**What is required:**
Transcribe the records exactly. Pictures do not belong in the transcription.

**Input material:**
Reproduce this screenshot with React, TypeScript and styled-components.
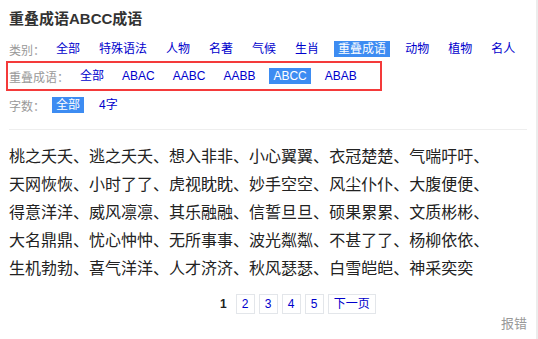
import React from 'react'
import styled, { createGlobalStyle } from 'styled-components'

const GlobalStyle = createGlobalStyle`
  html, body {
    margin: 0;
    padding: 0;
    background: #fff;
  }
  body {
    font-family: "Liberation Sans", Arial, "Noto Sans CJK SC", sans-serif;
  }
`

const Page = styled.div`
  box-sizing: border-box;
  width: 538px;
  height: 339px;
  padding: 9px 9px 0 9px;
  border-right: 2px solid #ececec;
  overflow: hidden;
`

const Title = styled.h1`
  margin: 0;
  font-size: 15px;
  line-height: 20px;
  font-weight: bold;
  color: #333;
`

const Filters = styled.div`
  margin-top: 6px;
`

const FilterRow = styled.div`
  display: flex;
  align-items: center;
  height: 28px;
  font-size: 12px;
`

const MarkedFrame = styled.div`
  box-sizing: border-box;
  width: 376px;
  height: 30px;
  margin: -3px 0 -1px -3px;
  padding-left: 1px;
  border: 2px solid #f43a3a;
  display: flex;
  align-items: center;
`

const Label = styled.span`
  color: #999;
  margin-right: 7px;
  white-space: nowrap;
`

const Options = styled.div<{ gap?: number }>`
  display: flex;
  gap: ${({ gap }) => gap ?? 11}px;
`

const Option = styled.a<{ active?: boolean }>`
  display: block;
  padding: 0 4px;
  line-height: 16px;
  color: ${({ active }) => (active ? '#fff' : '#0000cc')};
  background: ${({ active }) => (active ? '#3d8cf2' : 'transparent')};
  text-decoration: none;
  white-space: nowrap;
  cursor: pointer;
`

const Divider = styled.hr`
  margin: 10px 0 0 0;
  border: 0;
  border-top: 1px solid #eee;
`

const IdiomList = styled.div`
  margin-top: 11px;
  font-size: 16px;
  line-height: 28px;
  color: #222;
  font-family: "Noto Sans CJK SC", sans-serif;
`

const Idiom = styled.span`
  white-space: nowrap;
`

const Pager = styled.div`
  display: flex;
  align-items: center;
  gap: 4px;
  margin-top: 13px;
  padding-left: 211px;
  font-size: 12px;
`

const Current = styled.span`
  font-weight: bold;
  color: #222;
  margin-right: 5px;
`

const PageLink = styled.a`
  box-sizing: border-box;
  height: 20px;
  min-width: 19px;
  padding: 0 5px;
  border: 1px solid #e3e6ea;
  color: #0000cc;
  line-height: 18px;
  text-align: center;
  text-decoration: none;
`

const ReportRow = styled.div`
  display: flex;
  justify-content: flex-end;
  margin-top: 2px;
`

const Report = styled.a`
  font-size: 13px;
  line-height: 16px;
  color: #999;
  text-decoration: none;
`

const categories = ['全部', '特殊语法', '人物', '名著', '气候', '生肖', '重叠成语', '动物', '植物', '名人']
const patterns = ['全部', 'ABAC', 'AABC', 'AABB', 'ABCC', 'ABAB']
const lengths = ['全部', '4字']

const idioms = [
  '桃之夭夭', '逃之夭夭', '想入非非', '小心翼翼', '衣冠楚楚', '气喘吁吁',
  '天网恢恢', '小时了了', '虎视眈眈', '妙手空空', '风尘仆仆', '大腹便便',
  '得意洋洋', '威风凛凛', '其乐融融', '信誓旦旦', '硕果累累', '文质彬彬',
  '大名鼎鼎', '忧心忡忡', '无所事事', '波光粼粼', '不甚了了', '杨柳依依',
  '生机勃勃', '喜气洋洋', '人才济济', '秋风瑟瑟', '白雪皑皑', '神采奕奕'
]

export default function App() {
  return (
    <>
      <GlobalStyle />
      <Page>
        <Title>重叠成语ABCC成语</Title>

        <Filters>
          <FilterRow>
            <Label>类别：</Label>
            <Options>
              {categories.map(c => (
                <Option key={c} active={c === '重叠成语'}>{c}</Option>
              ))}
            </Options>
          </FilterRow>

          <FilterRow>
            <MarkedFrame>
              <Label>重叠成语：</Label>
              <Options gap={10}>
                {patterns.map(p => (
                  <Option key={p} active={p === 'ABCC'}>{p}</Option>
                ))}
              </Options>
            </MarkedFrame>
          </FilterRow>

          <FilterRow>
            <Label>字数：</Label>
            <Options>
              {lengths.map(l => (
                <Option key={l} active={l === '全部'}>{l}</Option>
              ))}
            </Options>
          </FilterRow>
        </Filters>

        <Divider />

        <IdiomList>
          {idioms.map((w, i) => (
            <Idiom key={w}>{w}{i < idioms.length - 1 ? '、' : ''}</Idiom>
          ))}
        </IdiomList>

        <Pager>
          <Current>1</Current>
          {['2', '3', '4', '5', '下一页'].map(n => (
            <PageLink key={n}>{n}</PageLink>
          ))}
        </Pager>

        <ReportRow>
          <Report>报错</Report>
        </ReportRow>
      </Page>
    </>
  )
}
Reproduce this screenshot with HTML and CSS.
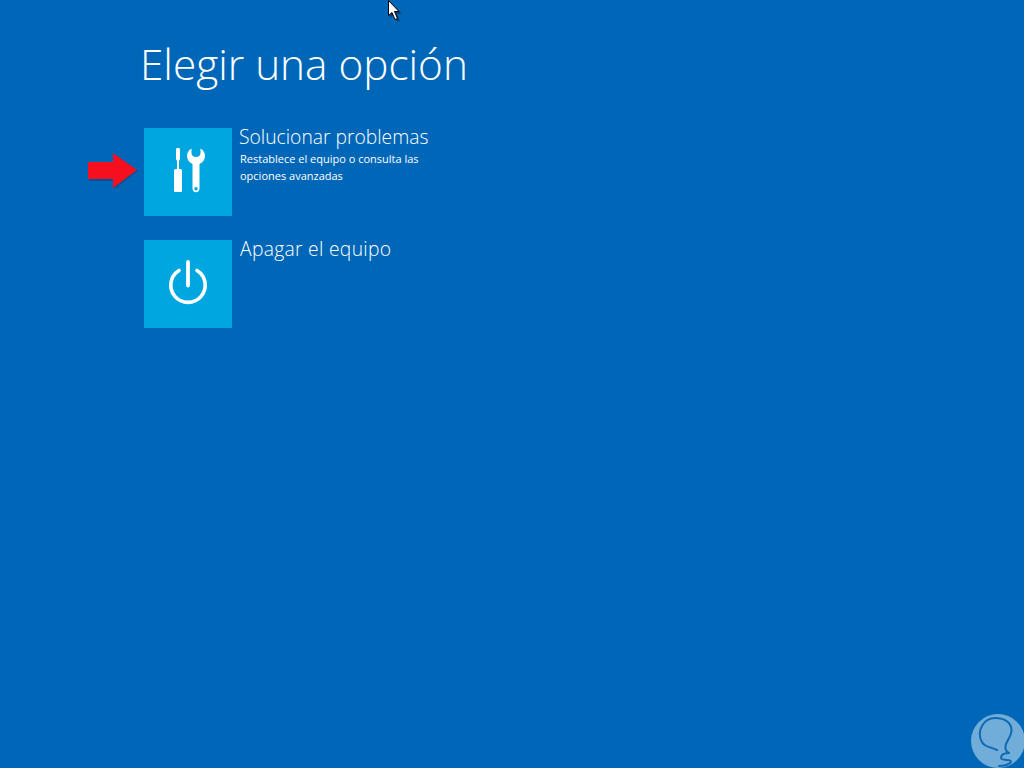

**Answer:**
Reproduce this screenshot with React, TypeScript and styled-components.
import React from 'react'
import styled, { createGlobalStyle } from 'styled-components'

const GlobalStyle = createGlobalStyle`
  html, body {
    margin: 0;
    padding: 0;
    background: #fff;
  }
  body {
    font-family: "Liberation Sans", Arial, "Noto Sans CJK SC", sans-serif;
  }
`

const Page = styled.div`
  box-sizing: border-box;
  width: 538px;
  height: 339px;
  padding: 9px 9px 0 9px;
  border-right: 2px solid #ececec;
  overflow: hidden;
`

const Title = styled.h1`
  margin: 0;
  font-size: 15px;
  line-height: 20px;
  font-weight: bold;
  color: #333;
`

const Filters = styled.div`
  margin-top: 6px;
`

const FilterRow = styled.div`
  display: flex;
  align-items: center;
  height: 28px;
  font-size: 12px;
`

const MarkedFrame = styled.div`
  box-sizing: border-box;
  width: 376px;
  height: 30px;
  margin: -3px 0 -1px -3px;
  padding-left: 1px;
  border: 2px solid #f43a3a;
  display: flex;
  align-items: center;
`

const Label = styled.span`
  color: #999;
  margin-right: 7px;
  white-space: nowrap;
`

const Options = styled.div<{ gap?: number }>`
  display: flex;
  gap: ${({ gap }) => gap ?? 11}px;
`

const Option = styled.a<{ active?: boolean }>`
  display: block;
  padding: 0 4px;
  line-height: 16px;
  color: ${({ active }) => (active ? '#fff' : '#0000cc')};
  background: ${({ active }) => (active ? '#3d8cf2' : 'transparent')};
  text-decoration: none;
  white-space: nowrap;
  cursor: pointer;
`

const Divider = styled.hr`
  margin: 10px 0 0 0;
  border: 0;
  border-top: 1px solid #eee;
`

const IdiomList = styled.div`
  margin-top: 11px;
  font-size: 16px;
  line-height: 28px;
  color: #222;
  font-family: "Noto Sans CJK SC", sans-serif;
`

const Idiom = styled.span`
  white-space: nowrap;
`

const Pager = styled.div`
  display: flex;
  align-items: center;
  gap: 4px;
  margin-top: 13px;
  padding-left: 211px;
  font-size: 12px;
`

const Current = styled.span`
  font-weight: bold;
  color: #222;
  margin-right: 5px;
`

const PageLink = styled.a`
  box-sizing: border-box;
  height: 20px;
  min-width: 19px;
  padding: 0 5px;
  border: 1px solid #e3e6ea;
  color: #0000cc;
  line-height: 18px;
  text-align: center;
  text-decoration: none;
`

const ReportRow = styled.div`
  display: flex;
  justify-content: flex-end;
  margin-top: 2px;
`

const Report = styled.a`
  font-size: 13px;
  line-height: 16px;
  color: #999;
  text-decoration: none;
`

const categories = ['全部', '特殊语法', '人物', '名著', '气候', '生肖', '重叠成语', '动物', '植物', '名人']
const patterns = ['全部', 'ABAC', 'AABC', 'AABB', 'ABCC', 'ABAB']
const lengths = ['全部', '4字']

const idioms = [
  '桃之夭夭', '逃之夭夭', '想入非非', '小心翼翼', '衣冠楚楚', '气喘吁吁',
  '天网恢恢', '小时了了', '虎视眈眈', '妙手空空', '风尘仆仆', '大腹便便',
  '得意洋洋', '威风凛凛', '其乐融融', '信誓旦旦', '硕果累累', '文质彬彬',
  '大名鼎鼎', '忧心忡忡', '无所事事', '波光粼粼', '不甚了了', '杨柳依依',
  '生机勃勃', '喜气洋洋', '人才济济', '秋风瑟瑟', '白雪皑皑', '神采奕奕'
]

export default function App() {
  return (
    <>
      <GlobalStyle />
      <Page>
        <Title>重叠成语ABCC成语</Title>

        <Filters>
          <FilterRow>
            <Label>类别：</Label>
            <Options>
              {categories.map(c => (
                <Option key={c} active={c === '重叠成语'}>{c}</Option>
              ))}
            </Options>
          </FilterRow>

          <FilterRow>
            <MarkedFrame>
              <Label>重叠成语：</Label>
              <Options gap={10}>
                {patterns.map(p => (
                  <Option key={p} active={p === 'ABCC'}>{p}</Option>
                ))}
              </Options>
            </MarkedFrame>
          </FilterRow>

          <FilterRow>
            <Label>字数：</Label>
            <Options>
              {lengths.map(l => (
                <Option key={l} active={l === '全部'}>{l}</Option>
              ))}
            </Options>
          </FilterRow>
        </Filters>

        <Divider />

        <IdiomList>
          {idioms.map((w, i) => (
            <Idiom key={w}>{w}{i < idioms.length - 1 ? '、' : ''}</Idiom>
          ))}
        </IdiomList>

        <Pager>
          <Current>1</Current>
          {['2', '3', '4', '5', '下一页'].map(n => (
            <PageLink key={n}>{n}</PageLink>
          ))}
        </Pager>

        <ReportRow>
          <Report>报错</Report>
        </ReportRow>
      </Page>
    </>
  )
}
Reproduce this screenshot with HTML and CSS.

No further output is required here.